We ate from their huge garden, had queso fresco made the same day from the neighbor’s cows, fresh eggs, newly-baked bread, fresh squeezed juices and at dinner, one of the chickens. As is usual in Ecuador, breakfast was included with the room. It was $12 a night.

The hills surrounding Saraguro are lush and verdant. People walk into town - even little (literally) (very) old ladies.

It struck me that life at Pakari Tampu is the ultimate “farm to table” that has become so trendy in the U.S. This is what people will pay thousands to have at Canyon Ranch. This old way. The traditional way. Chickens in the back yard by necessity. Food grown in a small farm plot authentically organic as it always has been. Healing with what comes out of your garden.

It also struck me that if capitalism collapsed, these people probably would have what they need. Dr. Cartuche said that prophesies predict a collapse and then chaos. I wanna be at his place when it happens.

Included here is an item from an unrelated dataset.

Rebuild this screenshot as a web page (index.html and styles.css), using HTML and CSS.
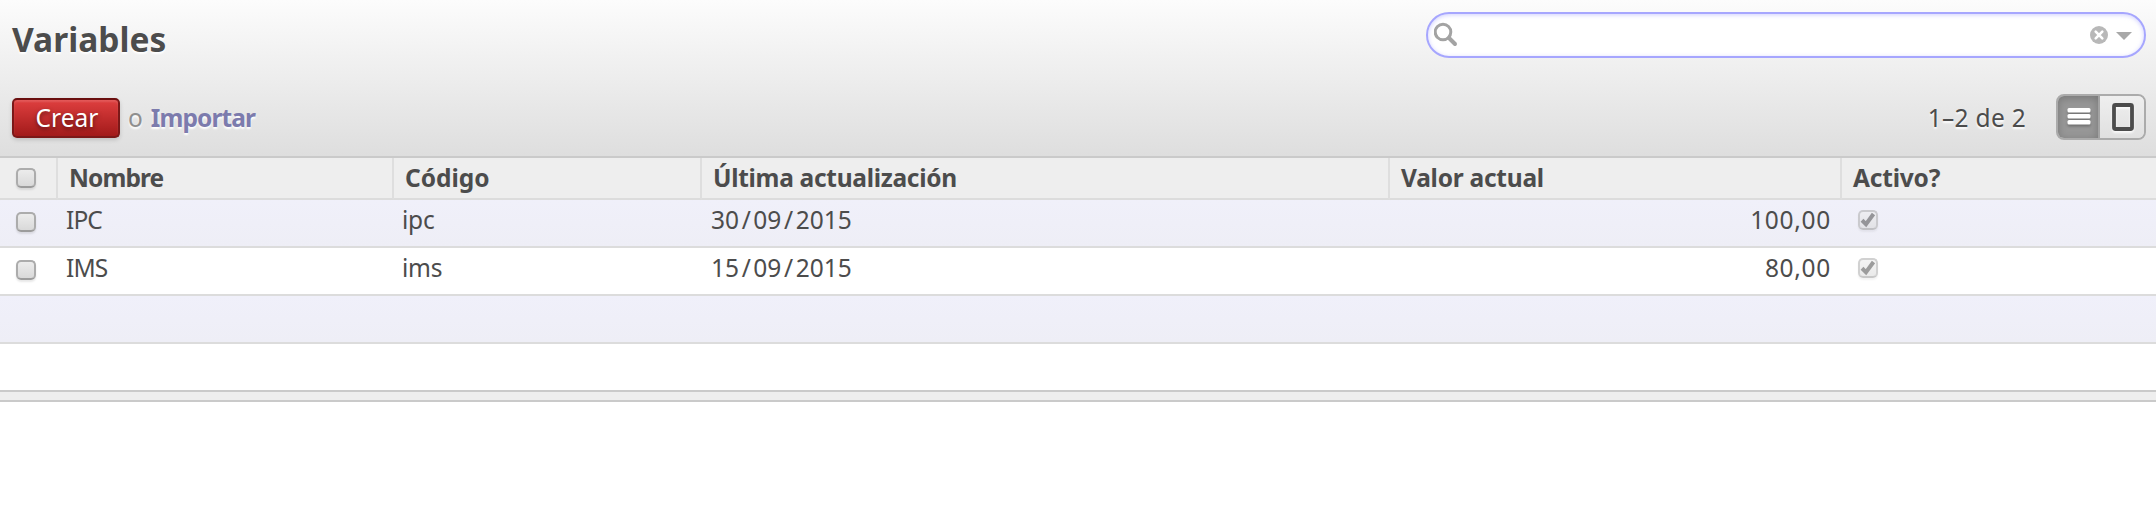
FILE: index.html
```html
<!DOCTYPE html>
<html lang="es">
<head>
<meta charset="utf-8">
<title>Variables</title>
<link rel="stylesheet" href="styles.css">
</head>
<body>
<header class="header">
  <div class="bar bar-top">
    <h1 class="title">Variables</h1>
    <div class="search">
      <svg class="search-icon" width="26" height="26" viewBox="0 0 26 26"><circle cx="9" cy="10" r="7.8" fill="none" stroke="#a3a3a3" stroke-width="3"/><path d="M15 16l6 6" stroke="#a3a3a3" stroke-width="4" stroke-linecap="round"/></svg>
      <input class="search-input" type="text" aria-label="Buscar">
      <svg class="clear-icon" width="18" height="18" viewBox="0 0 18 18"><circle cx="9" cy="9" r="9" fill="#b8b8b8"/><path d="M5.7 5.7l6.6 6.6M12.3 5.7l-6.6 6.6" stroke="#fff" stroke-width="2.6" stroke-linecap="round"/></svg>
      <svg class="caret-icon" width="16" height="8" viewBox="0 0 16 8"><path d="M0 0h16L8 8z" fill="#a8a8a8"/></svg>
    </div>
  </div>
  <div class="bar bar-bottom">
    <div class="actions">
      <button class="create">Crear</button>
      <span class="or">o</span>
      <a class="import">Importar</a>
    </div>
    <div class="pager">
      <span class="range">1–2 de 2</span>
      <div class="switch">
        <span class="view view-active"><svg width="24" height="20" viewBox="0 0 24 20"><g fill="#fff"><rect x=".5" y="1" width="23" height="4.4" rx="1.5"/><rect x=".5" y="7" width="23" height="4.4" rx="1.5"/><rect x=".5" y="13" width="23" height="4.4" rx="1.5"/></g></svg></span>
        <span class="view view-form"><svg width="22" height="28" viewBox="0 0 22 28"><rect x="2" y="2" width="18" height="24" rx="1.5" fill="none" stroke="#4c4c4c" stroke-width="3.8"/></svg></span>
      </div>
    </div>
  </div>
</header>
<table class="list">
  <colgroup><col class="c-check"><col class="c-name"><col class="c-code"><col class="c-date"><col class="c-value"><col></colgroup>
  <thead>
    <tr><th class="check-cell"><span class="box"></span></th><th class="h-name">Nombre</th><th class="h-code">Código</th><th class="h-date">Última actualización</th><th class="h-value">Valor actual</th><th class="h-active">Activo?</th></tr>
  </thead>
  <tbody>
    <tr><td class="check-cell"><span class="box"></span></td><td class="name">IPC</td><td class="code">ipc</td><td>30<i class="sep">/</i>09<i class="sep">/</i>2015</td><td class="number">100,00</td><td class="active-cell"><span class="box box-off"><svg width="16" height="16" viewBox="0 0 16 16"><path d="M2 8.3L6 12.2L13.5 2" fill="none" stroke="#4c4c4c" stroke-width="4"/></svg></span></td></tr>
    <tr><td class="check-cell"><span class="box"></span></td><td class="name">IMS</td><td class="code">ims</td><td>15<i class="sep">/</i>09<i class="sep">/</i>2015</td><td class="number">80,00</td><td class="active-cell"><span class="box box-off"><svg width="16" height="16" viewBox="0 0 16 16"><path d="M2 8.3L6 12.2L13.5 2" fill="none" stroke="#4c4c4c" stroke-width="4"/></svg></span></td></tr>
    <tr><td colspan="6"></td></tr>
    <tr><td colspan="6"></td></tr>
  </tbody>
  <tfoot><tr><td colspan="6"></td></tr></tfoot>
</table>
</body>
</html>
```
FILE: styles.css
```css
* { box-sizing: border-box; }
body {
  margin: 0;
  background: #fff;
  color: #4c4c4c;
  font: 24.5px/37px "Noto Sans", sans-serif;
}
.header {
  height: 158px;
  padding: 12px 10px 0 12px;
  border-bottom: 2px solid #cacaca;
  background: linear-gradient(#fcfcfc, #dedede);
  text-shadow: 0 2px 2px #fff;
}
.bar { display: flex; justify-content: space-between; }
.bar-top { height: 82px; align-items: flex-start; }
.bar-bottom { height: 46px; align-items: center; }
.title { margin: 0; font-size: 33.5px; line-height: 55px; font-weight: 700; }
.search {
  width: 720px;
  height: 46px;
  display: flex;
  align-items: center;
  padding: 0 12px 0 6px;
  border: 2px solid #a6a6fe;
  border-radius: 23px;
  background: #fff;
  box-shadow: inset 0 1px 4px #a6a6fe88;
}
.search-icon { margin-top: -1px; }
.search-input { flex: 1; min-width: 0; border: 0; outline: 0; background: transparent; font: inherit; }
.caret-icon { margin: 2px 0 0 8px; }
.actions { display: flex; align-items: center; }
.create {
  width: 108px;
  height: 40px;
  margin-top: 2px;
  padding: 0 0 1px 2px;
  border: 2px solid #7c1818;
  border-top-color: #6a0f0f;
  border-radius: 5px;
  background: linear-gradient(#df3f3f, #a21a1a);
  box-shadow: 0 2px 4px #00000026, inset 0 2px 2px #ffffff22;
  color: #fff;
  font: inherit;
  line-height: 35px;
  text-shadow: 0 2px 4px #00000080;
}
.or { margin-left: 8px; color: #8f8f8f; }
.import { margin-left: 8px; color: #7c7bad; font-weight: 700; letter-spacing: -0.9px; }
.pager { display: flex; align-items: center; }
.range { margin-right: 30px; letter-spacing: 0.3px; }
.switch {
  width: 90px;
  height: 46px;
  display: flex;
  border: 2px solid #ababab;
  border-radius: 8px;
  overflow: hidden;
}
.view { flex: 1; display: flex; align-items: center; justify-content: center; background: linear-gradient(#efefef, #e0e0e0); }
.view svg { filter: drop-shadow(0 2px 1px #ffffffcc); }
.view-form { padding-left: 2px; }
.view-active { flex: 0 0 42px; padding-left: 1px; border-right: 2px solid #a3a3a3; background: #979797; box-shadow: inset 0 2px 8px #00000038; }
.view-active svg { filter: drop-shadow(0 2px 1px #00000040); }
.list { width: 100%; table-layout: fixed; border-collapse: separate; border-spacing: 0; }
.c-check { width: 58px; }
.c-name { width: 336px; }
.c-code { width: 308px; }
.c-date { width: 688px; }
.c-value { width: 452px; }
.list th {
  height: 42px;
  padding: 0 0 0 11px;
  border-right: 2px solid #dedede;
  border-bottom: 2px solid #dcdcdc;
  background: #eee;
  text-align: left;
  vertical-align: top;
  font-weight: 700;
  line-height: 39px;
}
.list th:last-child { border-right: 0; }
.list th.h-name { letter-spacing: -0.9px; }
.list th.h-date { letter-spacing: -0.3px; }
.list th.h-value { letter-spacing: -0.25px; }
.list th.h-active { letter-spacing: -0.2px; }
.list td { height: 48px; padding: 0 0 0 9px; border-bottom: 2px solid #dcdcdc; vertical-align: top; line-height: 39px; }
.list tbody tr:nth-child(odd) td { background: linear-gradient(#f0f0fa, #eeeef6); }
.list tbody tr:last-child td { border-bottom-color: #cacaca; }
.list tfoot td { height: 10px; background: #eee; border-bottom-color: #cacaca; }
.list td.name { padding-left: 8px; letter-spacing: -0.9px; }
.list td.code { padding-left: 8px; letter-spacing: -0.2px; }
.list td.number { padding-right: 11px; text-align: right; letter-spacing: 0.7px; }
.list .check-cell { padding: 10px 0 0 16px; }
.list td.check-cell { padding-top: 12px; }
.list td.active-cell { padding: 10px 0 0 16px; }
.sep { font-style: normal; padding: 0 2.6px; }
.box {
  display: block;
  width: 20px;
  height: 20px;
  border: 2px solid #acacac;
  border-bottom-color: #9c9c9c;
  border-radius: 5px;
  background: linear-gradient(#ececec, #d9d9d9);
  box-shadow: 0 2px 2px #00000018;
}
.box svg { display: block; }
.box-off { opacity: .55; }
```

Catastrophes aside though, this is not the lifestyle that calls me to return. I have none of the needed knowledge, skills or aptitude. No, what has stuck with me is what I had in Cuenca, an old city with a mix of colonial and modern, traditional and urban, where I lived for two and half weeks. I stayed in the old central city, which is a UNSESCO World Heritage site.
I felt at home fairly quickly. I had been to different parts of Ecuador in 2007, so there was a bit of familiarity. This was the first time I spent over two weeks in the same place, so it was more like just living there. I stayed near my friends who were there for several months and had just the right mix of companionship and independence. I had Spanish school, which gave me a focus.

I walked almost everywhere - to school,  two traditional markets,  restaurants, the panderia that made corn flour cookies in a 400 year old horno oven, shops of all sorts, along the river linear park, to concerts in cathedrals, museums, and pre-Incan ruins. Even to the bus station a bit out of the central city. Took a cab back though. Cabs everywhere and about $2.

Life takes on a different rhythm when living like this. The to-do list is so much more pleasurable. Half a day in school, afternoons to explore, evenings for local events or more wandering, weekends for exploring rural towns. Life is easy and simple. No vehicle to take care of and park, no driving in traffic. The amount of stuff to deal with is contained. Just a limited amount of clothing worn over and over. The apartment I rented for half the time had all the basics. The posada I stayed in the first week had everything I needed considering someone made me breakfast every morning as part of the $16. per night tab. My concept of “expensive” really changed. When I could get a almuerzo de dia (fixed lunch of the day) for $3, including a homemade soup, a main dish of say rice and a piece of broiled chicken, a glass of fresh squeezed juice and a small postre or piece of fruit, spending over $5 on a meal seemed an extravagance.

As I got on the plane for my return flight, I didn't want or need to come home. With no job there was nothing to force me home or to grab me once I got here.

So, I had a hard time re-grounding once I got back. The usual return-from-a-trip existential ennui set in, but this time it had a deeper grip.  For weeks I felt like an expat in my own country. I was in that nether land, that place in-between places – not quite able to let go of the experience of being elsewhere. I was loath to get in my vehicle and out into traffic or force myself into the bustle of a grocery store. And communicating with my friends who were still there probably didn't help – it kept me emotionally connected there. I felt a longing, day-dreaming about whether and how to return for a longer time or where to go next.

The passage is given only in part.